The court then proceeded to provide defendant the information required by V.R.Cr.P. 5(d), including that anything that defendant said "here can be used against you during prosecution of the case." The court stated:
If you don't wish to be arraigned today, you can wait until Monday, that would be the next arraignment day. You are allowed to speak with family and friends before entering a plea today.
The court asked defendant if he would like to read the information and affidavit. Once he had read the information and affidavit, defendant began asking questions and making statements about the charges and his rights. The court did nothing to stop defendant's questions or statements.
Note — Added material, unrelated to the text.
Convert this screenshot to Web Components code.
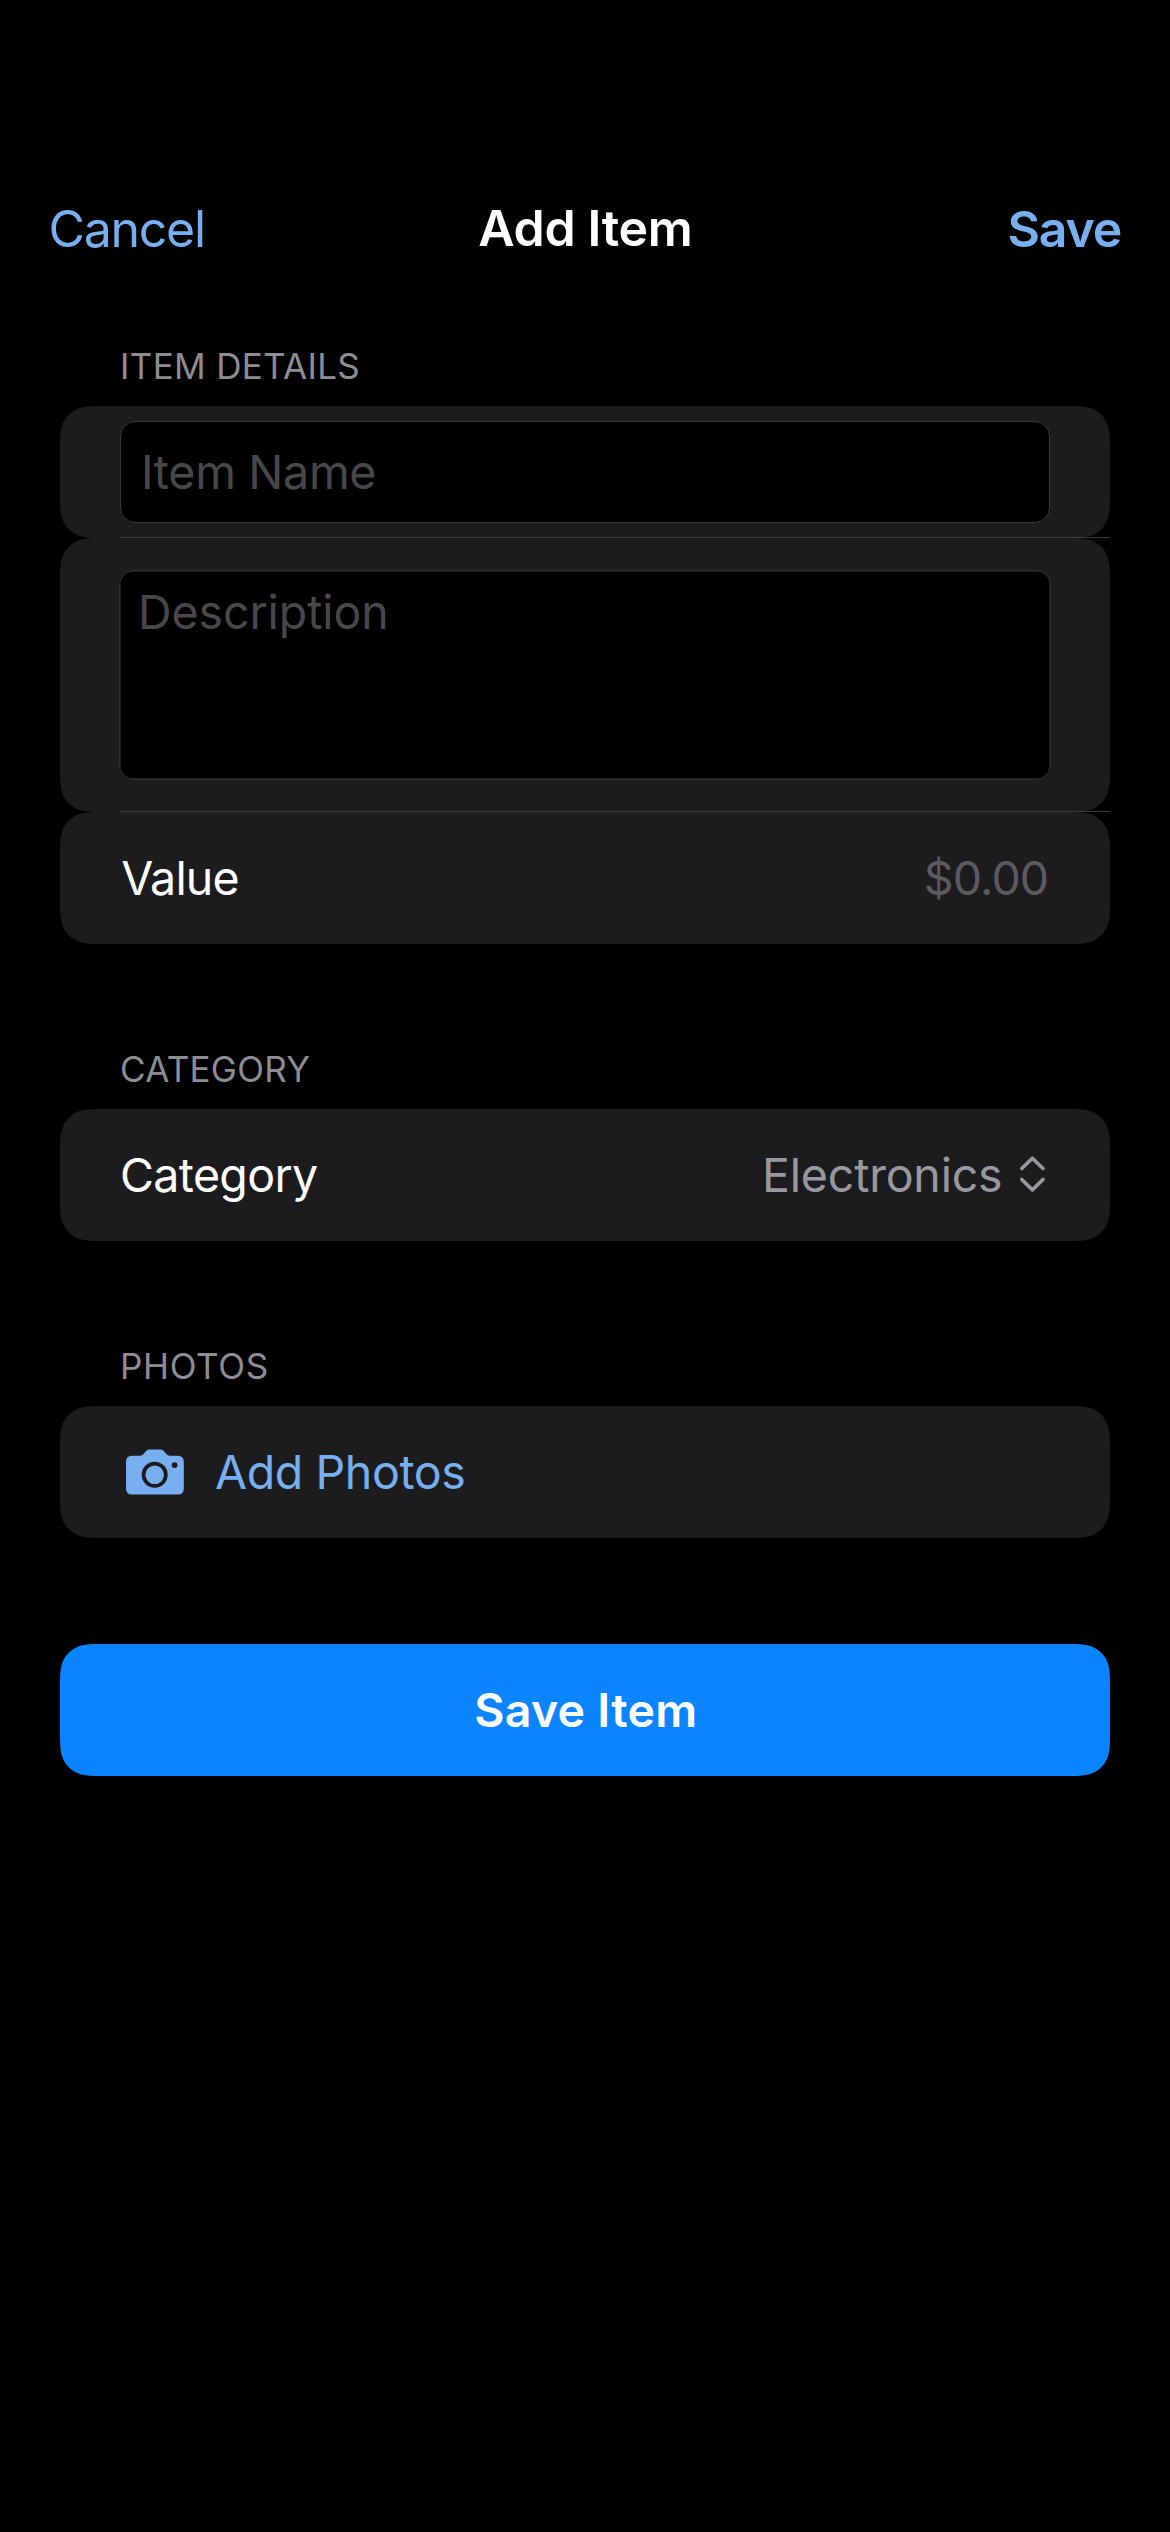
<!DOCTYPE html>
<html lang="en">
<head>
<meta charset="utf-8">
<title>Add Item</title>
<style>
html, body { margin: 0; background: #000; }
body { font-family: Inter, "Liberation Sans", sans-serif; color: #fff; }
</style>
</head>
<body>
<add-item-screen></add-item-screen>

<script>
const define = (name, html, setup) => {
  const template = document.createElement('template');
  template.innerHTML = html;
  customElements.define(name, class extends HTMLElement {
    connectedCallback() {
      if (this.shadowRoot) return;
      this.attachShadow({ mode: 'open' }).append(template.content.cloneNode(true));
      if (setup) setup(this, this.shadowRoot);
    }
  });
};

// Outline of a rectangle whose corners ease into the sides (continuous corners).
function continuousRect(w, h, r) {
  const a = 1.528665 * r, b = 1.088493 * r, c = 0.868407 * r, d = 0.631494 * r,
        e = 0.372824 * r, f = 0.16906 * r, g = 0.074911 * r;
  return `M${a} 0 H${w - a} C${w - b} 0 ${w - c} 0 ${w - d} ${g} C${w - e} ${f} ${w - f} ${e} ${w - g} ${d} C${w} ${c} ${w} ${b} ${w} ${a}
    V${h - a} C${w} ${h - b} ${w} ${h - c} ${w - g} ${h - d} C${w - f} ${h - e} ${w - e} ${h - f} ${w - d} ${h - g} C${w - c} ${h} ${w - b} ${h} ${w - a} ${h}
    H${a} C${b} ${h} ${c} ${h} ${d} ${h - g} C${e} ${h - f} ${f} ${h - e} ${g} ${h - d} C0 ${h - c} 0 ${h - b} 0 ${h - a}
    V${a} C0 ${b} 0 ${c} ${g} ${d} C${f} ${e} ${e} ${f} ${d} ${g} C${c} 0 ${b} 0 ${a} 0 Z`;
}

define('nav-bar', `
<style>
:host { display: grid; grid-template-columns: 1fr auto 1fr; align-items: center; height: 138px; padding: 160px 48.8px 0 48.6px;
  font-size: 50px; line-height: 60px; white-space: nowrap; }
.back, .done { color: #77aff0; }
.back { letter-spacing: -1.31px; }
.title { font-weight: 600; letter-spacing: -.35px; padding: 0 0 2px 1px; }
.done { font-weight: 600; letter-spacing: -1.17px; justify-self: end; }
</style>
<span class="back"><slot name="back"></slot></span>
<span class="title"><slot></slot></span>
<span class="done"><slot name="done"></slot></span>`);

define('form-section', `
<style>
:host { display: block; padding: 0 60px; }
header { box-sizing: border-box; height: 62px; padding-left: 60px; font-size: 35px; line-height: 44px; color: #8d8d93;
  letter-spacing: var(--label-spacing, .33px); }
.rows { display: flex; flex-direction: column; }
</style>
<header><slot name="label"></slot></header>
<div class="rows"><slot></slot></div>`);

define('form-row', `
<style>
:host { display: block; position: relative; }
.card { box-sizing: border-box; min-height: 132px; display: flex; align-items: center; justify-content: space-between;
  padding: var(--row-pad, 0 60px); background: var(--row-fill, #1c1c1e); border-radius: 30px;
  font-size: 46.5px; line-height: 56px; white-space: nowrap; }
:host([separator])::after { content: ""; position: absolute; left: 60px; right: 0; bottom: 0; height: 1px; background: #3a3a3c; }
</style>
<div class="card"><slot></slot></div>`, (host, root) => {
  const card = root.querySelector('.card');
  new ResizeObserver(() => {
    card.style.borderRadius = '0';
    card.style.clipPath = `path("${continuousRect(card.offsetWidth, card.offsetHeight, 30).replace(/\s+/g, ' ')}")`;
  }).observe(card);
});

define('text-field', `
<style>
:host { display: flex; align-items: center; box-sizing: border-box; width: 100%; height: 102px; padding: 0 20px;
  border: 1px solid #38383a; border-radius: 15px; background: #000; color: #48484a; letter-spacing: -.3px; }
</style>
<slot></slot>`);

define('text-area', `
<style>
:host { display: block; box-sizing: border-box; flex: 1; height: 210px; padding: 13px 18px; border: 1px solid #2e2e30;
  box-shadow: inset 0 0 0 1px #1c1c1d; border-radius: 14px; background: #000; color: #48484a; letter-spacing: -.08px; }
</style>
<slot></slot>`);

define('row-label', `
<style>:host { display: block; color: #fff; }</style>
<slot></slot>`);

define('amount-input', `
<style>:host { display: block; color: #5b5b5f; letter-spacing: -.88px; padding-right: 1.7px; }</style>
<slot></slot>`);

define('picker-value', `
<style>
:host { display: flex; align-items: center; gap: 15.6px; color: #98989f; letter-spacing: -.2px; }
svg { display: block; }
</style>
<slot></slot>
<svg width="32" height="40" viewBox="0 0 32 40" fill="none" stroke="currentColor" stroke-width="3.6" stroke-linecap="round" stroke-linejoin="round">
  <path d="M3.8 13.5 14.4 3.2 25 13.5M3.8 24.5 14.4 34.9 25 24.5"/>
</svg>`);

define('photo-button', `
<style>
:host { display: flex; align-items: center; gap: 31px; color: #77aff0; letter-spacing: -.39px; padding-left: 6px; }
svg { display: block; }
</style>
<svg width="58" height="46" viewBox="0 0 58 46" fill="currentColor" fill-rule="evenodd">
  <path d="M6 6.7H14C16 6.7 17 5.6 18.4 4L20 2.3C21.4 .8 22.6.6 24.5.6H33.5C35.4.6 36.6.8 38 2.3L39.6 4C41 5.6 42 6.7 44 6.7H51.8Q57.8 6.7 57.8 12.7V39.4Q57.8 45.4 51.8 45.4H6Q0 45.4 0 39.4V12.7Q0 6.7 6 6.7Z
    M28.7 12.8A13 13 0 1 0 28.7 38.8A13 13 0 1 0 28.7 12.8Z
    M48.6 13.2A2.9 2.9 0 1 0 48.6 19A2.9 2.9 0 1 0 48.6 13.2Z"/>
  <circle cx="28.7" cy="25.8" r="9.3"/>
</svg>
<slot></slot>`);

define('primary-button', `
<style>
:host { display: block; padding: 0 60px; --row-fill: #0a84ff; }
span { flex: 1; text-align: center; color: #fff; font-weight: 600; letter-spacing: .27px; padding-left: 1.5px; }
</style>
<form-row><span><slot></slot></span></form-row>`);

define('add-item-screen', `
<style>
:host { display: flex; flex-direction: column; box-sizing: border-box; width: 1170px; height: 2532px; background: #000; overflow: hidden; }
.form { display: flex; flex-direction: column; gap: 103px; padding-top: 46px; }
primary-button { margin-top: 3px; }
.name { --row-pad: 15px 60px; }
.description { --row-pad: 32px 59px; }
.category { --label-spacing: .29px; }
.photos { --label-spacing: .68px; }
.value-label { letter-spacing: -.82px; padding-left: 1.2px; }
.category-label { letter-spacing: -.65px; }
</style>
<nav-bar><span slot="back">Cancel</span>Add Item<span slot="done">Save</span></nav-bar>
<div class="form">
  <form-section>
    <span slot="label">ITEM DETAILS</span>
    <form-row class="name" separator><text-field>Item Name</text-field></form-row>
    <form-row class="description" separator><text-area>Description</text-area></form-row>
    <form-row><row-label class="value-label">Value</row-label><amount-input>$0.00</amount-input></form-row>
  </form-section>
  <form-section class="category">
    <span slot="label">CATEGORY</span>
    <form-row><row-label class="category-label">Category</row-label><picker-value>Electronics</picker-value></form-row>
  </form-section>
  <form-section class="photos">
    <span slot="label">PHOTOS</span>
    <form-row><photo-button>Add Photos</photo-button></form-row>
  </form-section>
  <primary-button>Save Item</primary-button>
</div>`);
</script>
</body>
</html>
In the course of his comments, defendant stated: "I know this can be used against me, I was planning on killing that woman that night." He described that he had an axe ready to split her head open, and wood ready to burn her body, but he could not get her to say anything "that I could kill her for." After some more comments by defendant, the court entered a pro forma not guilty plea for defendant, scheduled an arraignment for the following Monday, continued cash bail, and ordered a psychiatric examination of defendant.
On February 22, 1993, defendant appeared before the district court for arraignment. By this time, the State had added the charge of kidnapping to the charge of violating an abuse prevention order. Defendant stated he would not "go with this lawyer," referring to the public defender, and demanded "to go pro se." The court allowed defendant to proceed, and another rambling Discussion ensued. Defendant first asked not to plead "until time of trial." At that point, the court entered a not guilty plea for defendant. When the court asked defendant whether he wanted to represent himself at all stages of the proceedings, defendant once again alluded to the out-of-state attorney with whom he had yet to consult, and stated that he wanted to leave open the option of obtaining an attorney. The court commented that obtaining an attorney was advisable due to the serious nature of the charges. Defendant then abruptly announced that he wanted to plead guilty to both charges.